• Short exercise
Copy each line in which the string "component" occurs.
# # # # #
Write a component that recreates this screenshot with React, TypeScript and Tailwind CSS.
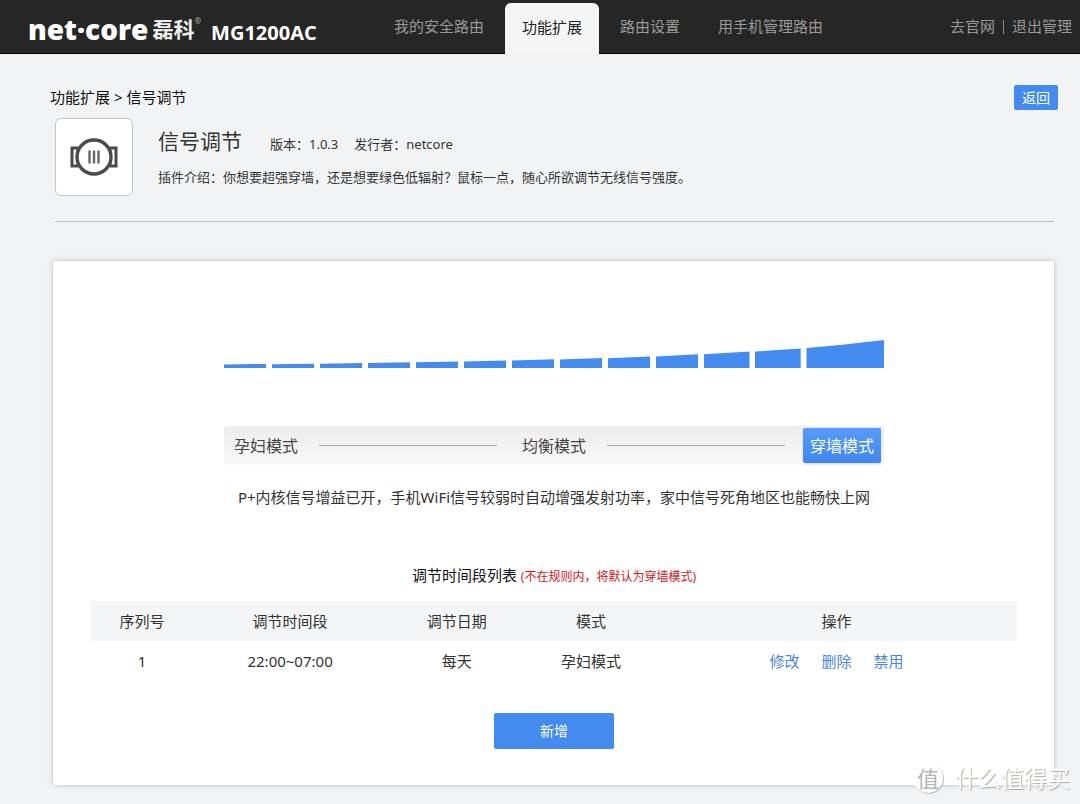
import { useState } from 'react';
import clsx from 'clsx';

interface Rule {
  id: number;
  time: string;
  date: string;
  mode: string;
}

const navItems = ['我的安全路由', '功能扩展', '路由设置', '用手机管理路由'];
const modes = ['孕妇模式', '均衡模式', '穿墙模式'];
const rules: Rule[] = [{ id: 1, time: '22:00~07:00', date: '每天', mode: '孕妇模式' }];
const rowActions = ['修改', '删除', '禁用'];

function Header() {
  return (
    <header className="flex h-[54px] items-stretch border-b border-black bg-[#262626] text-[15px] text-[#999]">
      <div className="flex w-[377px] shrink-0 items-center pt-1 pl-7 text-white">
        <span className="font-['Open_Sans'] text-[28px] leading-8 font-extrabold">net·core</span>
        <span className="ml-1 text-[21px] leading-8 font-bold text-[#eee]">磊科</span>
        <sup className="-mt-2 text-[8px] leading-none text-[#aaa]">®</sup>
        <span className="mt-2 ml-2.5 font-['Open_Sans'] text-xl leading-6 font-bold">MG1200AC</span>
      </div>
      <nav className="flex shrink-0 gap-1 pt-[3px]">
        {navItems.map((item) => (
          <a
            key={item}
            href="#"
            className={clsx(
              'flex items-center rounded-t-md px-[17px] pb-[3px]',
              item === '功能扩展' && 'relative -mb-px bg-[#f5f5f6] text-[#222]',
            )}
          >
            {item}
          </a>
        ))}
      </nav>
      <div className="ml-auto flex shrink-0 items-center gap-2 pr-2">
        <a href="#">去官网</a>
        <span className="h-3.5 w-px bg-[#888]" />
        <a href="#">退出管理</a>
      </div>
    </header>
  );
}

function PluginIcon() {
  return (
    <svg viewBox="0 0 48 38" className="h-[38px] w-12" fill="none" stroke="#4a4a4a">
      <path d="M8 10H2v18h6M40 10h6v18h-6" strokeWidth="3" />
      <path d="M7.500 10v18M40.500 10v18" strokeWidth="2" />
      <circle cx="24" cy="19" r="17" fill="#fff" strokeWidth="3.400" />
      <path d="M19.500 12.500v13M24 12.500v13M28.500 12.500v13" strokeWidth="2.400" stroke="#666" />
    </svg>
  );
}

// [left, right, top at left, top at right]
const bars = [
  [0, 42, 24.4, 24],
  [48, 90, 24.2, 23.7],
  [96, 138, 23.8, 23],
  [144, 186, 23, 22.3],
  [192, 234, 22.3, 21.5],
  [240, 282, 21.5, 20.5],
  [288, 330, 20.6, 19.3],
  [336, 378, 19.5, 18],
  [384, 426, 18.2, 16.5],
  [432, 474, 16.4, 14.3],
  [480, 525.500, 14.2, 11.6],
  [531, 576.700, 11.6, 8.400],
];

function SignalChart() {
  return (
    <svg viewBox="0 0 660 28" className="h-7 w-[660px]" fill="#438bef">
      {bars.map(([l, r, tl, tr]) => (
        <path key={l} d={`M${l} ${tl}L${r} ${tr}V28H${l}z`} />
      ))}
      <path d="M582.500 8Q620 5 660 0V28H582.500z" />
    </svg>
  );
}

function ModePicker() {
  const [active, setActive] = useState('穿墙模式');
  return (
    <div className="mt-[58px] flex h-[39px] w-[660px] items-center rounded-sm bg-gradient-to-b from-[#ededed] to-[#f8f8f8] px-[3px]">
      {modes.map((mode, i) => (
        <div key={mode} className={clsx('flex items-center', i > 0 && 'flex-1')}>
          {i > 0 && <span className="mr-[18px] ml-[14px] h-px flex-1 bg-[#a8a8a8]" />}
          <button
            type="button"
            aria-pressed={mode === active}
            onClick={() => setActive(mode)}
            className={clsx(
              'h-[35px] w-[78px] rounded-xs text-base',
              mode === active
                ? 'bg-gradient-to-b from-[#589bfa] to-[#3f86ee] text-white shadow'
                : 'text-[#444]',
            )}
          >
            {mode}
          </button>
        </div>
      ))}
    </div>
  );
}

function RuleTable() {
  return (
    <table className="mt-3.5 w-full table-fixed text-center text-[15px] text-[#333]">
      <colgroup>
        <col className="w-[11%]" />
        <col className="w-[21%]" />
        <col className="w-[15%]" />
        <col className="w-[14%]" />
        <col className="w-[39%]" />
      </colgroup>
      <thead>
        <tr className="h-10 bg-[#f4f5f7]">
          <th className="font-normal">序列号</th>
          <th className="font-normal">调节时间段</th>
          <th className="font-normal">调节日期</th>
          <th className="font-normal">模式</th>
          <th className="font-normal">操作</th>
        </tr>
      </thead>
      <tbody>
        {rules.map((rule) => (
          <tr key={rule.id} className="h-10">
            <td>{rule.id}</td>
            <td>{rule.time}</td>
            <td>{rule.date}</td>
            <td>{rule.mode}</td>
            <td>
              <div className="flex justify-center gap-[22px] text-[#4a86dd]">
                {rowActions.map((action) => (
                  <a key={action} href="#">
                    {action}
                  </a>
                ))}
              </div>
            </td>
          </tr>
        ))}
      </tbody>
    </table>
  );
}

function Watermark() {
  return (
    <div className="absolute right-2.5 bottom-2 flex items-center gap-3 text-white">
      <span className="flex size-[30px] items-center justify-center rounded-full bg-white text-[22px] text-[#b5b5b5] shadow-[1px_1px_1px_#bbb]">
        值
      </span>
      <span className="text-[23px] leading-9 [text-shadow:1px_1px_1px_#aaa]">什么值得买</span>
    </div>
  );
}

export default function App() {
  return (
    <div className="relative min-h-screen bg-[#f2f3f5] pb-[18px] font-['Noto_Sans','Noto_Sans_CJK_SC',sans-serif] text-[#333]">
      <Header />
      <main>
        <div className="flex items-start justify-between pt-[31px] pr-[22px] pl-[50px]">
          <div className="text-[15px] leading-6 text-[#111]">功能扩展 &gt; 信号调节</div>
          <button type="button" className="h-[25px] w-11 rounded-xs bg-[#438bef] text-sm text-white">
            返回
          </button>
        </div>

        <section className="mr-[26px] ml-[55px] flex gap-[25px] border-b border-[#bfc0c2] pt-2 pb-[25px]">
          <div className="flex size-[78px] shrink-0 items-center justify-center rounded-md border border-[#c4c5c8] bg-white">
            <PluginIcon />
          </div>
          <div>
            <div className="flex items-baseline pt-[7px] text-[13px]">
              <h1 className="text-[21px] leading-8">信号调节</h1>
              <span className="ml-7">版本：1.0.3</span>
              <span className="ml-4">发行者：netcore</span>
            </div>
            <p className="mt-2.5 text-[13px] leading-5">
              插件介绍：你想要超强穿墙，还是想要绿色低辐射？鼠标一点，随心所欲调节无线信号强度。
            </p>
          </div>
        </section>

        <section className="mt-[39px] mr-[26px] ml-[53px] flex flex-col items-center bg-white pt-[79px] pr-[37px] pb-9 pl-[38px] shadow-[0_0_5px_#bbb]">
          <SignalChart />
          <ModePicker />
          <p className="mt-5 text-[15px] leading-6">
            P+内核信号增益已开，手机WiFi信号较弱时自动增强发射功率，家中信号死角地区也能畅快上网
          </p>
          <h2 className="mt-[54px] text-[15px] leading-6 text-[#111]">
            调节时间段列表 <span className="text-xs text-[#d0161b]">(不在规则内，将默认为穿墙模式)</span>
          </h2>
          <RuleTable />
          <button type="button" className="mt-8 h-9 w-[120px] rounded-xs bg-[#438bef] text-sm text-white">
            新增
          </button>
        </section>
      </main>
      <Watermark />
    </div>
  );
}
# # # # #
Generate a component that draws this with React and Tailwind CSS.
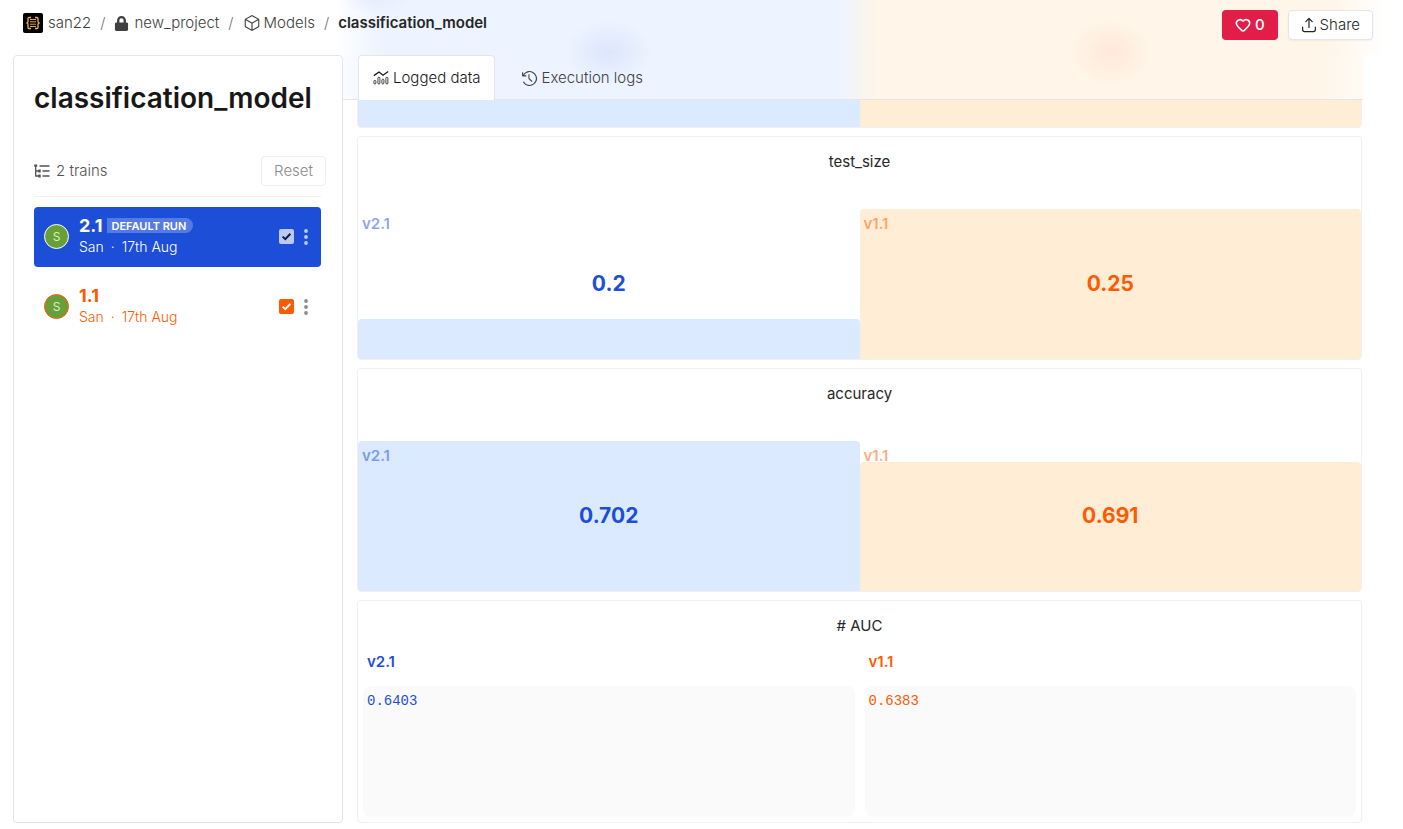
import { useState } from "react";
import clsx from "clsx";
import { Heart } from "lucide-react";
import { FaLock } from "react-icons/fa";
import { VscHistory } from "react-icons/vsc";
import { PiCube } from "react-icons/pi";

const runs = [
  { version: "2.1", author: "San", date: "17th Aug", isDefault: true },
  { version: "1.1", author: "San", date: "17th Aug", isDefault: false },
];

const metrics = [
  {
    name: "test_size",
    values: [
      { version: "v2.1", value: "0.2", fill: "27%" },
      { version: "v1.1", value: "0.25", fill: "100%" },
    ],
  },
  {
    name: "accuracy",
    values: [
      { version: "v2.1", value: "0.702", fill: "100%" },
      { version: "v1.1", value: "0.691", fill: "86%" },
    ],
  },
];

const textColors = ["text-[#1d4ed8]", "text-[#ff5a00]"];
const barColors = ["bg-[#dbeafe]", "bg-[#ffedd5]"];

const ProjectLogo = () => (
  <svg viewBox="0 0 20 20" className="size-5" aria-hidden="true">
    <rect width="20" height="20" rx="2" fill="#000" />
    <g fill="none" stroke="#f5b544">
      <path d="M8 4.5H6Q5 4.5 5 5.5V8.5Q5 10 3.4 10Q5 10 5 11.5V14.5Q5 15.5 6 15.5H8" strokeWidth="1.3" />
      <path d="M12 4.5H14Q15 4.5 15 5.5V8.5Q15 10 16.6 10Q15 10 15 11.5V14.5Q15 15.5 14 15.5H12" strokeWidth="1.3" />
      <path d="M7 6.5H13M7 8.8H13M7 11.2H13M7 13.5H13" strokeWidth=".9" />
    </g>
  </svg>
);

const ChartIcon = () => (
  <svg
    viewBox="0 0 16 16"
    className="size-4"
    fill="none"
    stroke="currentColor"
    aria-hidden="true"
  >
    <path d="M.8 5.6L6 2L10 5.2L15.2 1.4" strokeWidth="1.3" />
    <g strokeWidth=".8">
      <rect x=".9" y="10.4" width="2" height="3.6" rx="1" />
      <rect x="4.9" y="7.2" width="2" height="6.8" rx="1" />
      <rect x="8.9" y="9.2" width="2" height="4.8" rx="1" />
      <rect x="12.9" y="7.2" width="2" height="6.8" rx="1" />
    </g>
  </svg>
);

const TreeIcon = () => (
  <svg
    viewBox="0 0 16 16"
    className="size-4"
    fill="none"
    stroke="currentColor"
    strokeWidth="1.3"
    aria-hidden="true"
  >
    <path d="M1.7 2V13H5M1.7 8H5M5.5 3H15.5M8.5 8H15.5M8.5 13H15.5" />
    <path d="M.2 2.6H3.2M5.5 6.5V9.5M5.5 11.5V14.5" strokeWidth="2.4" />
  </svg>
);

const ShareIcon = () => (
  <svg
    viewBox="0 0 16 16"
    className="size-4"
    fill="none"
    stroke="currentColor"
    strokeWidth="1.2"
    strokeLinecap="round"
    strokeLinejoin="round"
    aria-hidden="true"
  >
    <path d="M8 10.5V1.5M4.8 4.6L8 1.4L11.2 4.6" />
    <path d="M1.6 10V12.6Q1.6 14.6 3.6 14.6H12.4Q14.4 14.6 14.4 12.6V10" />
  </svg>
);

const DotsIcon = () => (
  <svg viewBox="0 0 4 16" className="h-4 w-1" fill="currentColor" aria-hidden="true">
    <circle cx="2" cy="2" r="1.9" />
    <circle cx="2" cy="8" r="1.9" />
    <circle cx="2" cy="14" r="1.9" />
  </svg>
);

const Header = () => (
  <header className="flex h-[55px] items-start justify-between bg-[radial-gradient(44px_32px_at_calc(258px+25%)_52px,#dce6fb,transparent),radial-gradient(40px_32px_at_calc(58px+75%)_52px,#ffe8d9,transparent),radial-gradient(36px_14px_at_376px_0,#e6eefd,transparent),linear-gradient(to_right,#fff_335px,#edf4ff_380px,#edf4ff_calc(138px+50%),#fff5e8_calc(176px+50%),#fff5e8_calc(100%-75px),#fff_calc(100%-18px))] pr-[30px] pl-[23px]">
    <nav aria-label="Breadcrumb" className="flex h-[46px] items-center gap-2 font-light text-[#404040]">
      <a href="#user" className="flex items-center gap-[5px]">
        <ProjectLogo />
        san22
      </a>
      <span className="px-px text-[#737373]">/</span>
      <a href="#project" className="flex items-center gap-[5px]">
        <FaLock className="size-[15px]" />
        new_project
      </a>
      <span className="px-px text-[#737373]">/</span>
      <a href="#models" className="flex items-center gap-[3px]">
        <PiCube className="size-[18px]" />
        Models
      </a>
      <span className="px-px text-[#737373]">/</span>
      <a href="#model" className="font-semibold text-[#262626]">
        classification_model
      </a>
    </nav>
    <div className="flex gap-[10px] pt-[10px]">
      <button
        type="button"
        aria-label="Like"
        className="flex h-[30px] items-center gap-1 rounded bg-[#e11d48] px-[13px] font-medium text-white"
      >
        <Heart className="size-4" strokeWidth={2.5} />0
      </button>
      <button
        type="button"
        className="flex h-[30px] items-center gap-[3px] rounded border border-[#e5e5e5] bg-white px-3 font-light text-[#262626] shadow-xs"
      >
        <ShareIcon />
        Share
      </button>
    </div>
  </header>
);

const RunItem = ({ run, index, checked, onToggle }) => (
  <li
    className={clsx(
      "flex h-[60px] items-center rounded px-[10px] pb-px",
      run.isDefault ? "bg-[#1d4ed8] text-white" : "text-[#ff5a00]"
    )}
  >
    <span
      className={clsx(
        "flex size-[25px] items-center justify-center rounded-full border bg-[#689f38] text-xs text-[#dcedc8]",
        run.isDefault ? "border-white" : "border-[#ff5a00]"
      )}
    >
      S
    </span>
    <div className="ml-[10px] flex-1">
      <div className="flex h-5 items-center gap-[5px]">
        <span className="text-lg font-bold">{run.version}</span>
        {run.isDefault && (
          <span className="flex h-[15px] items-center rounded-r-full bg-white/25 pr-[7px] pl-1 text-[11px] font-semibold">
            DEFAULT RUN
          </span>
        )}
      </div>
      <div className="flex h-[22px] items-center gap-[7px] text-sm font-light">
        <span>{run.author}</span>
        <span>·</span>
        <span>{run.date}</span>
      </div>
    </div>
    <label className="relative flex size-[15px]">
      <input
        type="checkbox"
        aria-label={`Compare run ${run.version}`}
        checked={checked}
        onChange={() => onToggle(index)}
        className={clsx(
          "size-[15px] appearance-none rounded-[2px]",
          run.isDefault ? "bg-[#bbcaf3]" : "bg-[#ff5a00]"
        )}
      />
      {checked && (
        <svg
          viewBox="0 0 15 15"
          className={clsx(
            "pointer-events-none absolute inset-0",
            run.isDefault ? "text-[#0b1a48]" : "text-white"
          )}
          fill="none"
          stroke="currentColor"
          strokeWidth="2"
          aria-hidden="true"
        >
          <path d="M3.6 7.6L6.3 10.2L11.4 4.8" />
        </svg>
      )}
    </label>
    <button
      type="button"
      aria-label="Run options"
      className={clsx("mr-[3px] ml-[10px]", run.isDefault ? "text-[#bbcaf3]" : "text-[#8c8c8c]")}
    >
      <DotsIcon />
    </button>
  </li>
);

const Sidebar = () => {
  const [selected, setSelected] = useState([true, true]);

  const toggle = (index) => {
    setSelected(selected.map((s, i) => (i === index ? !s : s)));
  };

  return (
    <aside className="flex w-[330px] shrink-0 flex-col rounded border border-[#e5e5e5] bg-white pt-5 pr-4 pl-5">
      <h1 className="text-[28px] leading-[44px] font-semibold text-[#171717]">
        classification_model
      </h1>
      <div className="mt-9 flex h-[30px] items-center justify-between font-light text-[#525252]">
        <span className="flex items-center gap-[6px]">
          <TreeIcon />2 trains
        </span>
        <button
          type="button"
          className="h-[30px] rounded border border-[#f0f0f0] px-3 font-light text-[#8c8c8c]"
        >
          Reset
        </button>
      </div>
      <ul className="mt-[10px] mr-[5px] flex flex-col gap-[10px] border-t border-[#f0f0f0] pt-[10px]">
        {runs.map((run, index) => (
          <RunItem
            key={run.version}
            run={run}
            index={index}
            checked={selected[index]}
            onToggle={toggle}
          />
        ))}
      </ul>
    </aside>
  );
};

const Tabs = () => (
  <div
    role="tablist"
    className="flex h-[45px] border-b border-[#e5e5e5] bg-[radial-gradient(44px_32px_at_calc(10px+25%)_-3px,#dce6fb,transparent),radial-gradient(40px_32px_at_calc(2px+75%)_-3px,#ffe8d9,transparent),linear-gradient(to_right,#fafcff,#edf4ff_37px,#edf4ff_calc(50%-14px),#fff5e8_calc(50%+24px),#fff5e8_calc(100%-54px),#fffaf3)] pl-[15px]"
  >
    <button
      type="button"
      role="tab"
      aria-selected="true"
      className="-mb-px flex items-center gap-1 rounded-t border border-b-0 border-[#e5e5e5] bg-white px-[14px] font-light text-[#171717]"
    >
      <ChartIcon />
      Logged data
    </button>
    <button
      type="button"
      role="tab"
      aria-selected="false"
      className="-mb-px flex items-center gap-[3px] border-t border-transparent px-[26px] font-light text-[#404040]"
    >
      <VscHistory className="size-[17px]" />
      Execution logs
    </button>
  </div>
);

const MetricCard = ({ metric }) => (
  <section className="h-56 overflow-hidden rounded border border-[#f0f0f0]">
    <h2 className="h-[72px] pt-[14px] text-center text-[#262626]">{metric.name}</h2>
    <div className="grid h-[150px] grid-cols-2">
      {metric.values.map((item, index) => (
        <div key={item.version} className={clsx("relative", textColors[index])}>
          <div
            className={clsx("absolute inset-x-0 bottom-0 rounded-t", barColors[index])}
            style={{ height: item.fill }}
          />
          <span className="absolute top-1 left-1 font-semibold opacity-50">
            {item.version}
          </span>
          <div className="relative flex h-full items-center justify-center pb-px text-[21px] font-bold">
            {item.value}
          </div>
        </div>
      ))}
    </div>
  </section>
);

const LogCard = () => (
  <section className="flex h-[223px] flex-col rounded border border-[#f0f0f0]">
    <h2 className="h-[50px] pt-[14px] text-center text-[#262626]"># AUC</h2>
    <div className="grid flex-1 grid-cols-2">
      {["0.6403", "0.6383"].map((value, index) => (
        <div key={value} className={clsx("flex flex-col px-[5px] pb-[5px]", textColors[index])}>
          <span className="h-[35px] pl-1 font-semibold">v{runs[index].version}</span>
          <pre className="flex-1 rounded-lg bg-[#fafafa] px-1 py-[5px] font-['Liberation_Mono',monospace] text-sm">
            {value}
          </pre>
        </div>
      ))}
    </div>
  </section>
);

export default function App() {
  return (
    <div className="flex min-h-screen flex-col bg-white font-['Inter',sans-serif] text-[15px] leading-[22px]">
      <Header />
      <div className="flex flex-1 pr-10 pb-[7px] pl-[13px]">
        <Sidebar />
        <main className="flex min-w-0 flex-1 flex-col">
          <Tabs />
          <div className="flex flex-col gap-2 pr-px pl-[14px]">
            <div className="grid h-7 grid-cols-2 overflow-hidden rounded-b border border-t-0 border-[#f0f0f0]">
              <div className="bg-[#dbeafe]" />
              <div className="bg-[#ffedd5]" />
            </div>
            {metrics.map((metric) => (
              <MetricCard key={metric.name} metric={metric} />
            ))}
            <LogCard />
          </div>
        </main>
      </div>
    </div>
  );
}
# # # # #
• Complete answer
Write a component that recreates this screenshot with React, TypeScript and Tailwind CSS.
Generate a component that draws this with React and Tailwind CSS.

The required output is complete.